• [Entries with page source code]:
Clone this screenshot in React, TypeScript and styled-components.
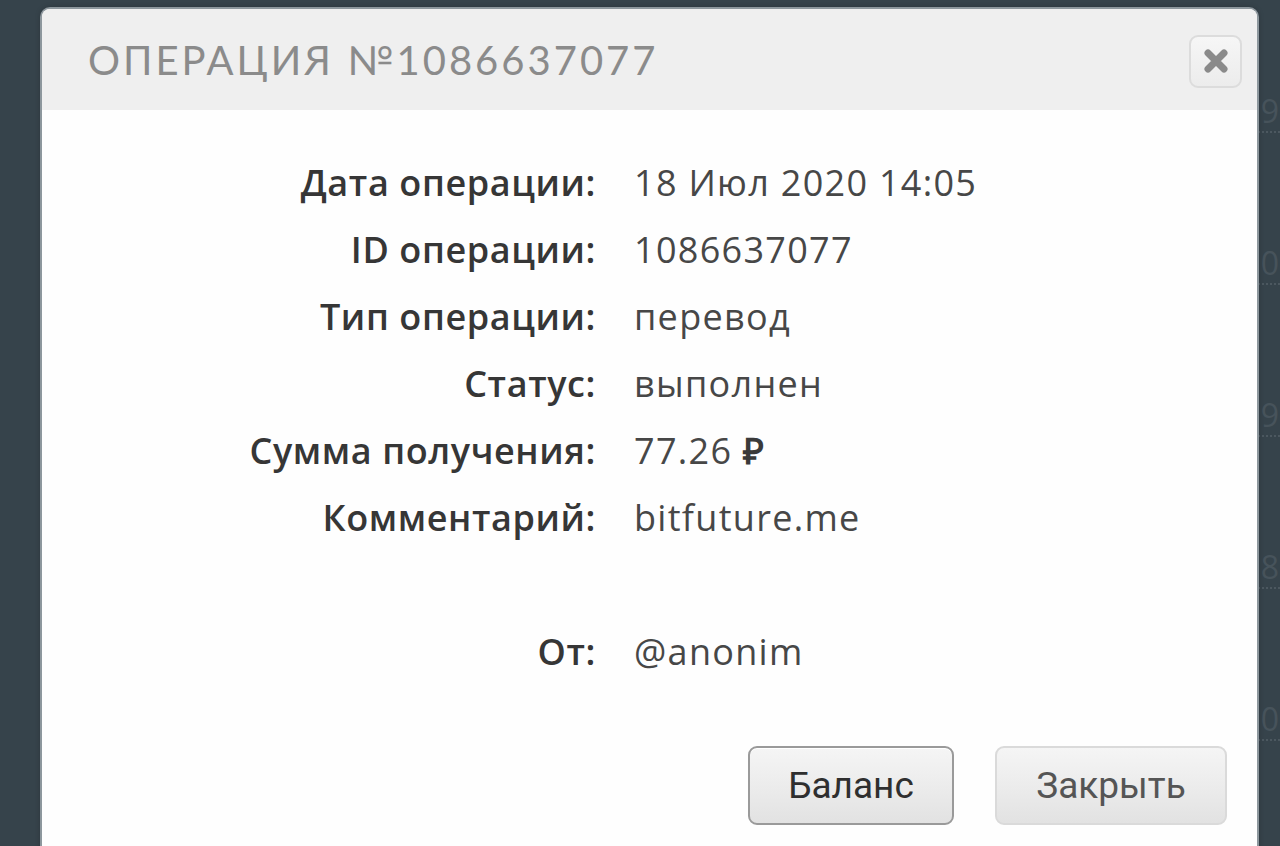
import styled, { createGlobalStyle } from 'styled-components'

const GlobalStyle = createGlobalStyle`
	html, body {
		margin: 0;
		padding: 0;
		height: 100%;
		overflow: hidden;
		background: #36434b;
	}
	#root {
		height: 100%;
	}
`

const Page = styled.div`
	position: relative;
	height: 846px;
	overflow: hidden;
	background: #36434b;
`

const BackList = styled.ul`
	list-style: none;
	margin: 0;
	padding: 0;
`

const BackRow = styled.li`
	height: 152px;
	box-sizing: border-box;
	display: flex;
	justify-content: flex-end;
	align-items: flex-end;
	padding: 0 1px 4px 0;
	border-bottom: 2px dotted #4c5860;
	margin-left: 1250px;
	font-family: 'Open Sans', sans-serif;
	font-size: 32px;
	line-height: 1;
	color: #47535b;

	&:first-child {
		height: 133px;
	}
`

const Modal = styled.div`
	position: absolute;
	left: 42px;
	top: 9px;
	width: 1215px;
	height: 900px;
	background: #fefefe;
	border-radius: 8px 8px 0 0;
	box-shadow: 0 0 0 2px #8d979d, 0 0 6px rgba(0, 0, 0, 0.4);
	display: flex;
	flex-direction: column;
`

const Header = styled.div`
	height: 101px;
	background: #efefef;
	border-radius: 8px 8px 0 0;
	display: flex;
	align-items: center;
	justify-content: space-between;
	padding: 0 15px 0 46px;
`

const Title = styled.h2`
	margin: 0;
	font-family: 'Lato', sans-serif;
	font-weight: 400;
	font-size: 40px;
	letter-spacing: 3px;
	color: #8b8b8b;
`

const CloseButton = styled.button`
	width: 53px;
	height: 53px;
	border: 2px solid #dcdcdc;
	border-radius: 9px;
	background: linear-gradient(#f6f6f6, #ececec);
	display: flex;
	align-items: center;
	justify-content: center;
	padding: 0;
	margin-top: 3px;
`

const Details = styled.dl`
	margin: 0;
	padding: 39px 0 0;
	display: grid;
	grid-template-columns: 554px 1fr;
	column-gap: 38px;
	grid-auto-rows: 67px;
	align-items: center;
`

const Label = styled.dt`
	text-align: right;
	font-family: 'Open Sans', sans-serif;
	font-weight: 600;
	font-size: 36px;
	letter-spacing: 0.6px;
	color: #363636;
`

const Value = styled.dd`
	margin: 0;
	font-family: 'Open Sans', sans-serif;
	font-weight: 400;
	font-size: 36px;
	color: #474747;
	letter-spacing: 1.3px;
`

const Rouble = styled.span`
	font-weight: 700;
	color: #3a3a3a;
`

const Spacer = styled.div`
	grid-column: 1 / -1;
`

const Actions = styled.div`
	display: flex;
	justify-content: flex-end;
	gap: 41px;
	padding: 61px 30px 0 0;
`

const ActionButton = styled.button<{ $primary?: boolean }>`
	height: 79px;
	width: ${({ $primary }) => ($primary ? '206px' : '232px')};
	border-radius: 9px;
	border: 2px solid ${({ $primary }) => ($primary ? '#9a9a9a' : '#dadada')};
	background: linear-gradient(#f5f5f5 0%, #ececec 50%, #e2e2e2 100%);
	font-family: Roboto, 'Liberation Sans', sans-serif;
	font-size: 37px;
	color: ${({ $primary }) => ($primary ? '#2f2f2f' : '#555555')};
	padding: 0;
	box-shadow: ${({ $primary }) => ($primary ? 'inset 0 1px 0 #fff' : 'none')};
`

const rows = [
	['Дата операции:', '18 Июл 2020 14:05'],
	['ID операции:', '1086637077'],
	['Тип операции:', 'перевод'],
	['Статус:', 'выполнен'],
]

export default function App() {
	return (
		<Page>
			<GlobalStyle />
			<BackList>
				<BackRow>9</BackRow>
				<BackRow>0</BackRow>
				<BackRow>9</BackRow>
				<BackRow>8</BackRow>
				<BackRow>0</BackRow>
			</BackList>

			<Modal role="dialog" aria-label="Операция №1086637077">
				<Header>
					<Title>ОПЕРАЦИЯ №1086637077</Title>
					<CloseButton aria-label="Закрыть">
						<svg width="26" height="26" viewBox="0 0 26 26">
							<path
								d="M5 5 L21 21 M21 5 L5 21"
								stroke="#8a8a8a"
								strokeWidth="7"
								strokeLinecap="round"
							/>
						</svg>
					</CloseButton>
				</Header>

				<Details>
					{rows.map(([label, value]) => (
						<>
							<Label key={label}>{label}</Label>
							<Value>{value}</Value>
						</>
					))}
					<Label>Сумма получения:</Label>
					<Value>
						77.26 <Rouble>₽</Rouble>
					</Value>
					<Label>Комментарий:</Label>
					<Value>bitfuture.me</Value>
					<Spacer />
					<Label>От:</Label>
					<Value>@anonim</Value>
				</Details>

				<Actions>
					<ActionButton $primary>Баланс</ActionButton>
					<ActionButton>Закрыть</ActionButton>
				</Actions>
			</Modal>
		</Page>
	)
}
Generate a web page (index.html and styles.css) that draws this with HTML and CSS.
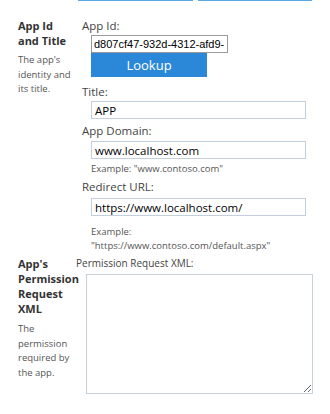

• [DIRECTIVE]:
Retype every entry verbatim and exclude the pictures from the copy.

• [ANSWER]:
Clone this screenshot in React, TypeScript and styled-components.
import styled, { createGlobalStyle } from 'styled-components'

const GlobalStyle = createGlobalStyle`
	html, body {
		margin: 0;
		padding: 0;
		height: 100%;
		overflow: hidden;
		background: #36434b;
	}
	#root {
		height: 100%;
	}
`

const Page = styled.div`
	position: relative;
	height: 846px;
	overflow: hidden;
	background: #36434b;
`

const BackList = styled.ul`
	list-style: none;
	margin: 0;
	padding: 0;
`

const BackRow = styled.li`
	height: 152px;
	box-sizing: border-box;
	display: flex;
	justify-content: flex-end;
	align-items: flex-end;
	padding: 0 1px 4px 0;
	border-bottom: 2px dotted #4c5860;
	margin-left: 1250px;
	font-family: 'Open Sans', sans-serif;
	font-size: 32px;
	line-height: 1;
	color: #47535b;

	&:first-child {
		height: 133px;
	}
`

const Modal = styled.div`
	position: absolute;
	left: 42px;
	top: 9px;
	width: 1215px;
	height: 900px;
	background: #fefefe;
	border-radius: 8px 8px 0 0;
	box-shadow: 0 0 0 2px #8d979d, 0 0 6px rgba(0, 0, 0, 0.4);
	display: flex;
	flex-direction: column;
`

const Header = styled.div`
	height: 101px;
	background: #efefef;
	border-radius: 8px 8px 0 0;
	display: flex;
	align-items: center;
	justify-content: space-between;
	padding: 0 15px 0 46px;
`

const Title = styled.h2`
	margin: 0;
	font-family: 'Lato', sans-serif;
	font-weight: 400;
	font-size: 40px;
	letter-spacing: 3px;
	color: #8b8b8b;
`

const CloseButton = styled.button`
	width: 53px;
	height: 53px;
	border: 2px solid #dcdcdc;
	border-radius: 9px;
	background: linear-gradient(#f6f6f6, #ececec);
	display: flex;
	align-items: center;
	justify-content: center;
	padding: 0;
	margin-top: 3px;
`

const Details = styled.dl`
	margin: 0;
	padding: 39px 0 0;
	display: grid;
	grid-template-columns: 554px 1fr;
	column-gap: 38px;
	grid-auto-rows: 67px;
	align-items: center;
`

const Label = styled.dt`
	text-align: right;
	font-family: 'Open Sans', sans-serif;
	font-weight: 600;
	font-size: 36px;
	letter-spacing: 0.6px;
	color: #363636;
`

const Value = styled.dd`
	margin: 0;
	font-family: 'Open Sans', sans-serif;
	font-weight: 400;
	font-size: 36px;
	color: #474747;
	letter-spacing: 1.3px;
`

const Rouble = styled.span`
	font-weight: 700;
	color: #3a3a3a;
`

const Spacer = styled.div`
	grid-column: 1 / -1;
`

const Actions = styled.div`
	display: flex;
	justify-content: flex-end;
	gap: 41px;
	padding: 61px 30px 0 0;
`

const ActionButton = styled.button<{ $primary?: boolean }>`
	height: 79px;
	width: ${({ $primary }) => ($primary ? '206px' : '232px')};
	border-radius: 9px;
	border: 2px solid ${({ $primary }) => ($primary ? '#9a9a9a' : '#dadada')};
	background: linear-gradient(#f5f5f5 0%, #ececec 50%, #e2e2e2 100%);
	font-family: Roboto, 'Liberation Sans', sans-serif;
	font-size: 37px;
	color: ${({ $primary }) => ($primary ? '#2f2f2f' : '#555555')};
	padding: 0;
	box-shadow: ${({ $primary }) => ($primary ? 'inset 0 1px 0 #fff' : 'none')};
`

const rows = [
	['Дата операции:', '18 Июл 2020 14:05'],
	['ID операции:', '1086637077'],
	['Тип операции:', 'перевод'],
	['Статус:', 'выполнен'],
]

export default function App() {
	return (
		<Page>
			<GlobalStyle />
			<BackList>
				<BackRow>9</BackRow>
				<BackRow>0</BackRow>
				<BackRow>9</BackRow>
				<BackRow>8</BackRow>
				<BackRow>0</BackRow>
			</BackList>

			<Modal role="dialog" aria-label="Операция №1086637077">
				<Header>
					<Title>ОПЕРАЦИЯ №1086637077</Title>
					<CloseButton aria-label="Закрыть">
						<svg width="26" height="26" viewBox="0 0 26 26">
							<path
								d="M5 5 L21 21 M21 5 L5 21"
								stroke="#8a8a8a"
								strokeWidth="7"
								strokeLinecap="round"
							/>
						</svg>
					</CloseButton>
				</Header>

				<Details>
					{rows.map(([label, value]) => (
						<>
							<Label key={label}>{label}</Label>
							<Value>{value}</Value>
						</>
					))}
					<Label>Сумма получения:</Label>
					<Value>
						77.26 <Rouble>₽</Rouble>
					</Value>
					<Label>Комментарий:</Label>
					<Value>bitfuture.me</Value>
					<Spacer />
					<Label>От:</Label>
					<Value>@anonim</Value>
				</Details>

				<Actions>
					<ActionButton $primary>Баланс</ActionButton>
					<ActionButton>Закрыть</ActionButton>
				</Actions>
			</Modal>
		</Page>
	)
}
Generate a web page (index.html and styles.css) that draws this with HTML and CSS.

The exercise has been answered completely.